In total, Victoria works on 4.7 hectares: 2 of them are her property and the rest she rents. She also purchases the grapes from the farmers she works closely with. All these vineyards are scattered around the island - from the southern tip to the west side of Roque de Los Muchachos. That also means that the altitude varies - some are at 1,500 m above sea level. All vines are ungrafted (as mentioned on the labels) because phylloxera never reached The Canaries. And she works with quite old vines - some are older than 130 years!
Victoria makes a "Sin Titulo" (without a name) bottling every vintage, but the wine is always a one-off. For example, in 2016 Sin Titulo was an oxidative white, but in 2017 it is a red made from Negramoll. The idea is to blend grapes from the first plot harvested (August in 2017) and then from the last plot picked (October/November). It turns out, that it takes around 3 months to harvest all the plots around the island - the weather and elevation allow it. The first goes into an oak barrel and the second into stainless steel. Both see nine months on lees, where they pick up some colour and texture.

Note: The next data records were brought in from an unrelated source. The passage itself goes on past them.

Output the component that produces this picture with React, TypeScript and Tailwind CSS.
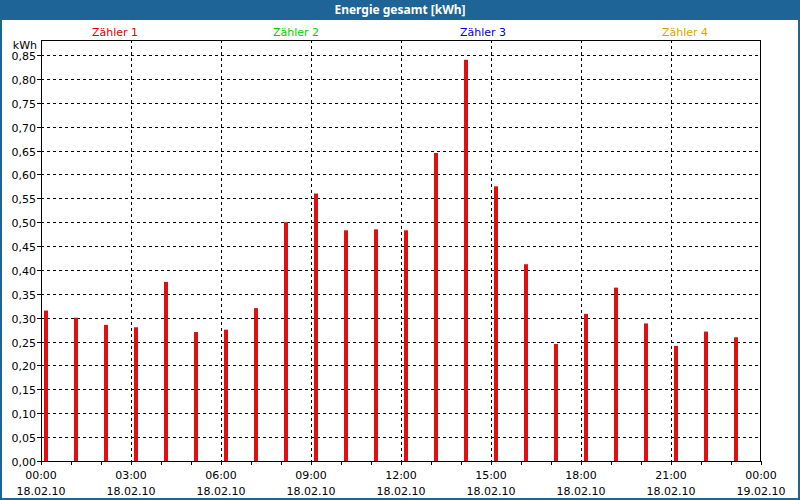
const values = [0.315, 0.3, 0.285, 0.28, 0.375, 0.27, 0.275, 0.32, 0.5, 0.56, 0.483, 0.485, 0.483, 0.645, 0.84, 0.575, 0.412, 0.245, 0.308, 0.363, 0.288, 0.241, 0.271, 0.259];

// page coords -> svg coords (svg sits at x=2, y=20)
const OX = 2;
const OY = 20;
const left = 41 - OX;
const right = 760 - OX;
const top = 40 - OY;
const bottom = 461 - OY;
const perUnit = (461 - 55) / 0.85;
const yOf = (v: number) => bottom - v * perUnit;
const xOf = (h: number) => left + h * 30;

const legend = [
  { label: "Zähler 1", x: 115, color: "#e00000" },
  { label: "Zähler 2", x: 296, color: "#00d000" },
  { label: "Zähler 3", x: 483, color: "#0000e0" },
  { label: "Zähler 4", x: 685, color: "#e0a000" },
];

function Chart() {
  const yTicks = Array.from({ length: 18 }, (_, i) => i * 0.05);
  return (
    <svg width={796} height={478} className="block" style={{ fontFamily: "'DejaVu Sans', sans-serif" }}>
      {legend.map((l) => (
        <text key={l.label} x={l.x - OX} y={36 - OY} fontSize={11} fill={l.color} textAnchor="middle">
          {l.label}
        </text>
      ))}
      <text x={37 - OX} y={49 - OY} fontSize={11} textAnchor="end" fill="#000">kWh</text>
      {yTicks.map((v, i) => {
        const y = Math.round(yOf(v)) + 0.5;
        return (
          <g key={i}>
            {i > 0 && <line x1={left} x2={right} y1={y} y2={y} stroke="#000" strokeDasharray="3 3" />}
            <line x1={left - 4} x2={left} y1={y} y2={y} stroke="#000" />
            <text x={left - 5} y={y + 4} fontSize={11} textAnchor="end" fill="#000">
              {v.toFixed(2).replace(".", ",")}
            </text>
          </g>
        );
      })}
      {[3, 6, 9, 12, 15, 18, 21].map((h) => (
        <line key={h} x1={xOf(h) + 0.5} x2={xOf(h) + 0.5} y1={top} y2={bottom} stroke="#000" strokeDasharray="3 3" />
      ))}
      {Array.from({ length: 25 }, (_, h) => (
        <line key={h} x1={xOf(h) + 0.5} x2={xOf(h) + 0.5} y1={bottom} y2={bottom + 4} stroke="#000" />
      ))}
      {values.map((v, h) => (
        <rect key={h} x={xOf(h) + 3} y={yOf(v)} width={4} height={bottom - yOf(v)} fill="#e01010" />
      ))}
      <rect x={left + 0.5} y={top + 0.5} width={right - left} height={bottom - top} fill="none" stroke="#000" />
      {[0, 3, 6, 9, 12, 15, 18, 21, 24].map((h) => (
        <g key={h} fontSize={11} fill="#000">
          <text x={xOf(h)} y={479 - OY} textAnchor="middle">{String(h % 24).padStart(2, "0")}:00</text>
          <text x={xOf(h)} y={495 - OY} textAnchor="middle">{h === 24 ? "19.02.10" : "18.02.10"}</text>
        </g>
      ))}
    </svg>
  );
}

export default function App() {
  return (
    <div className="w-[800px] h-[500px] bg-white border-x-2 border-b-2 border-[#1e6496] flex flex-col overflow-hidden">
      <div className="h-[20px] -mx-[2px] bg-[#1e6496] text-white text-[12px] font-bold flex items-center justify-center font-['DejaVu_Sans',sans-serif]">
        Energie gesamt [kWh]
      </div>
      <Chart />
    </div>
  );
}
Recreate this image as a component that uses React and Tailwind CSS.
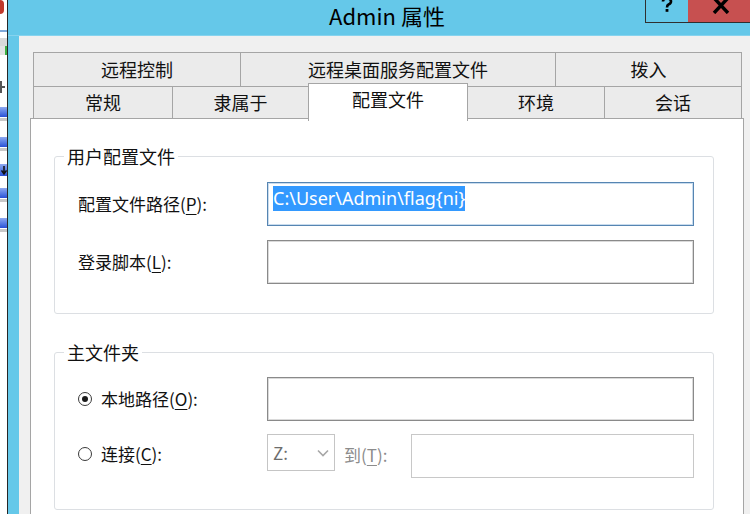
import React from "react";

const font = "font-['Noto_Sans_CJK_SC','Noto_Sans',sans-serif]";

const LeftStrip = () => (
    <div className="w-[7px] h-full bg-white flex flex-col overflow-hidden">
        <div className="h-[14px] w-[4px] rounded-r-full bg-[#c0392b] mt-0" />
        <div className="h-[16px]" />
        <div className="h-[2px] bg-[#7fa8d8]" />
        <div className="h-[8px] bg-[#d9d9d9] mt-[6px]" />
        <div className="h-[9px] flex">
            <div className="w-[5px] bg-[#e3e3e3]" />
            <div className="w-[2px] bg-[#3cb043]" />
        </div>
        <div className="h-[25px]" />
        <div className="h-[14px] w-[6px] flex overflow-hidden">
            <div className="w-[2px] h-[12px] bg-[#555] mt-[1px]" />
            <div className="w-[3px] h-[2px] bg-[#555] mt-[6px]" />
        </div>
        <div className="h-[13px]" />
        <div className="h-[10px] bg-gradient-to-b from-[#8fa9f0] to-[#2a4fd6]" />
        <div className="h-[3px] bg-[#c8c8c8] mt-[1px]" />
        <div className="h-[16px]" />
        <div className="h-[10px] bg-gradient-to-b from-[#8fa9f0] to-[#2a4fd6]" />
        <div className="h-[3px] bg-[#c8c8c8] mt-[1px]" />
        <div className="h-[13px]" />
        <div className="h-[12px] bg-gradient-to-b from-[#8fa9f0] to-[#2a4fd6] flex justify-end">
            <svg width="6" height="12" viewBox="0 0 6 12">
                <path d="M3 2 V9 M0.5 6.5 L3 10 L5.5 6.5" fill="none" stroke="#111" strokeWidth="1.5" />
            </svg>
        </div>
        <div className="h-[12px]" />
        <div className="h-[10px] bg-gradient-to-b from-[#8fa9f0] to-[#2a4fd6]" />
        <div className="h-[3px] bg-[#c8c8c8] mt-[1px]" />
        <div className="h-[16px]" />
        <div className="h-[10px] bg-gradient-to-b from-[#8fa9f0] to-[#2a4fd6]" />
        <div className="h-[3px] bg-[#c8c8c8] mt-[1px]" />
    </div>
);

const TitleBar = () => (
    <div className="h-[36px] flex items-start border-b border-[#86d3ee]">
        <div className={`flex-1 pl-[121px] text-center text-[22px] leading-[30px] text-black ${font}`}>
            Admin 属性
        </div>
        <div className="w-[43px] h-[23px] border-l border-b border-[#2f2f2f] flex justify-center items-start">
            <svg width="12" height="16" viewBox="0 0 12 16" className="mt-[-2px]">
                <path d="M2 3.5 Q2 0.5 6 0.5 Q10 0.5 10 3.5 Q10 5.5 7.5 6.5 Q6 7.2 6 9.5" fill="none" stroke="#000" strokeWidth="2.6" />
                <rect x="4.6" y="11" width="2.8" height="2.8" fill="#000" />
            </svg>
        </div>
        <div className="w-[62px] h-[23px] bg-[#c75050] border-b border-[#2f2f2f] flex justify-center items-start">
            <svg width="20" height="14" viewBox="0 0 20 14" className="ml-[4px]">
                <path d="M3 -2 L17 13 M17 -2 L3 13" stroke="#000" strokeWidth="3.4" />
            </svg>
        </div>
    </div>
);

const tabsTop = [
    { label: "远程控制", w: "w-[207px]" },
    { label: "远程桌面服务配置文件", w: "w-[315px]" },
    { label: "拨入", w: "w-[187px]" },
];

const tabsBottom = [
    { label: "常规", w: "w-[139px]" },
    { label: "隶属于", w: "w-[136px]" },
    { label: "配置文件", w: "w-[160px]", active: true },
    { label: "环境", w: "w-[136px]" },
    { label: "会话", w: "w-[138px]" },
];

const Mn = ({ children }) => <span className="underline underline-offset-[3px] decoration-1">{children}</span>;

const Radio = ({ checked }) => (
    <span className="w-[14px] h-[14px] rounded-full border border-[#3a3a3a] bg-white flex items-center justify-center mr-[9px]">
        {checked && <span className="w-[6px] h-[6px] rounded-full bg-[#1a1a1a]" />}
    </span>
);

const Box = ({ className = "", children }) => (
    <div className={`w-[427px] h-[44px] bg-white ${className}`}>{children}</div>
);

const App = () => {
    return (
        <div className={`w-[750px] h-[514px] overflow-hidden flex bg-white ${font}`}>
            <LeftStrip />
            <div className="flex-1 min-w-0 flex flex-col border-l border-[#262626] bg-[#65c8e9]">
                <TitleBar />
                <div className="flex-1 ml-[11px] bg-[#f0f0f0] pt-[16px] pl-[11px] flex flex-col">
                    <div className="ml-[3px] flex h-[34px]">
                        {tabsTop.map((t, i) => (
                            <div
                                key={t.label}
                                className={`${t.w} h-full bg-[#ebebeb] border-t border-l border-[#a5a5a5] ${i === tabsTop.length - 1 ? "border-r" : ""} flex items-center justify-center text-[18px] text-[#111]`}
                            >
                                {t.label}
                            </div>
                        ))}
                    </div>
                    <div className="ml-[3px] flex h-[32px] items-start">
                        {tabsBottom.map((t, i) =>
                            t.active ? (
                                <div
                                    key={t.label}
                                    className={`${t.w} h-[38px] -mt-[3px] relative z-10 bg-white border-t border-l border-r border-[#a5a5a5] flex items-start justify-center pt-[2px] text-[18px] text-[#111]`}
                                >
                                    {t.label}
                                </div>
                            ) : (
                                <div
                                    key={t.label}
                                    className={`${t.w} h-full bg-[#ebebeb] border-t border-[#a5a5a5] ${tabsBottom[i - 1]?.active ? "" : "border-l"} ${i === tabsBottom.length - 1 ? "border-r" : ""} flex items-center justify-center text-[18px] text-[#111]`}
                                >
                                    {t.label}
                                </div>
                            )
                        )}
                    </div>
                    <div className="w-[714px] flex-1 bg-white border-t border-l border-r border-[#a5a5a5] pl-[23px] pt-[27px]">
                        <fieldset className="w-[660px] border border-[#dcdfe3] rounded-[3px] pl-[23px] pt-[16px] pb-[29px]">
                            <legend className="-ml-[14px] px-[3px] text-[18px] leading-[20px] text-[#111]">用户配置文件</legend>
                            <div className="flex items-center">
                                <div className="w-[189px] text-[17px] text-[#111]">配置文件路径(<Mn>P</Mn>):</div>
                                <Box className="border border-[#5685b2] shadow-[inset_0_0_0_1px_#c9dcee] pl-[5px] pt-[3px]">
                                    <span className="bg-[#3399ff] text-white text-[18px] leading-[25px] inline-block font-['Noto_Sans',sans-serif]">
                                        C:\User\Admin\flag{"{"}ni{"}"}
                                    </span>
                                </Box>
                            </div>
                            <div className="flex items-center mt-[14px]">
                                <div className="w-[189px] text-[17px] text-[#111]">登录脚本(<Mn>L</Mn>):</div>
                                <Box className="border border-[#8a8a8a] shadow-[inset_0_0_0_1px_#dadada]" />
                            </div>
                        </fieldset>
                        <fieldset className="w-[660px] mt-[28px] border border-[#dcdfe3] rounded-[3px] pl-[23px] pt-[15px] pb-[31px]">
                            <legend className="-ml-[14px] px-[3px] text-[18px] leading-[20px] text-[#111]">主文件夹</legend>
                            <div className="flex items-center">
                                <div className="w-[189px] flex items-center text-[17px] text-[#111]">
                                    <Radio checked />
                                    本地路径(<Mn>O</Mn>):
                                </div>
                                <Box className="border border-[#8a8a8a] shadow-[inset_0_0_0_1px_#dadada]" />
                            </div>
                            <div className="flex items-start mt-[13px]">
                                <div className="w-[189px] h-[44px] -mt-[2px] flex items-center text-[17px] text-[#111]">
                                    <Radio />
                                    连接(<Mn>C</Mn>):
                                </div>
                                <div className="w-[68px] h-[37px] border border-[#c5c5c5] bg-white flex items-center justify-between pl-[5px] pr-[5px] text-[17px] text-[#6d6d6d]">
                                    <span>Z:</span>
                                    <svg width="12" height="8" viewBox="0 0 12 8">
                                        <path d="M1 1.5 L6 6.5 L11 1.5" fill="none" stroke="#a7a7a7" strokeWidth="1.6" />
                                    </svg>
                                </div>
                                <div className="w-[76px] h-[42px] pl-[9px] flex items-center text-[17px] text-[#8c8c8c]">
                                    到(<Mn>T</Mn>):
                                </div>
                                <div className="w-[283px] h-[44px] bg-white border border-[#c8c8c8]" />
                            </div>
                        </fieldset>
                    </div>
                </div>
            </div>
        </div>
    );
};

export default App;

2017 is a vintage of very low yields. Mostly because of hail. So only 1200 bottles were produced.
Victoria E. Torres Pecis Vino de Solera de Listán Blanco 2013
This wine secured the 🥇 1st place in our wine tasting lineup.
Unfortunately, there is no public technical information available about Victoria E. Torres Pecis Vino de Solera de Listán Blanco 2013, so there is little to share regarding its production details. It's understood that the wine production was initiated by the late Juan Matías Torres, Victoria's father. This wine appears to be crafted using the Solera method, a traditional Spanish aging system wherein younger wines are progressively blended with older wines over several years. This method ensures a consistent style and quality across vintages, by achieving a harmonious blend of the aged wine's complexity with the youthful vibrancy of newer wines.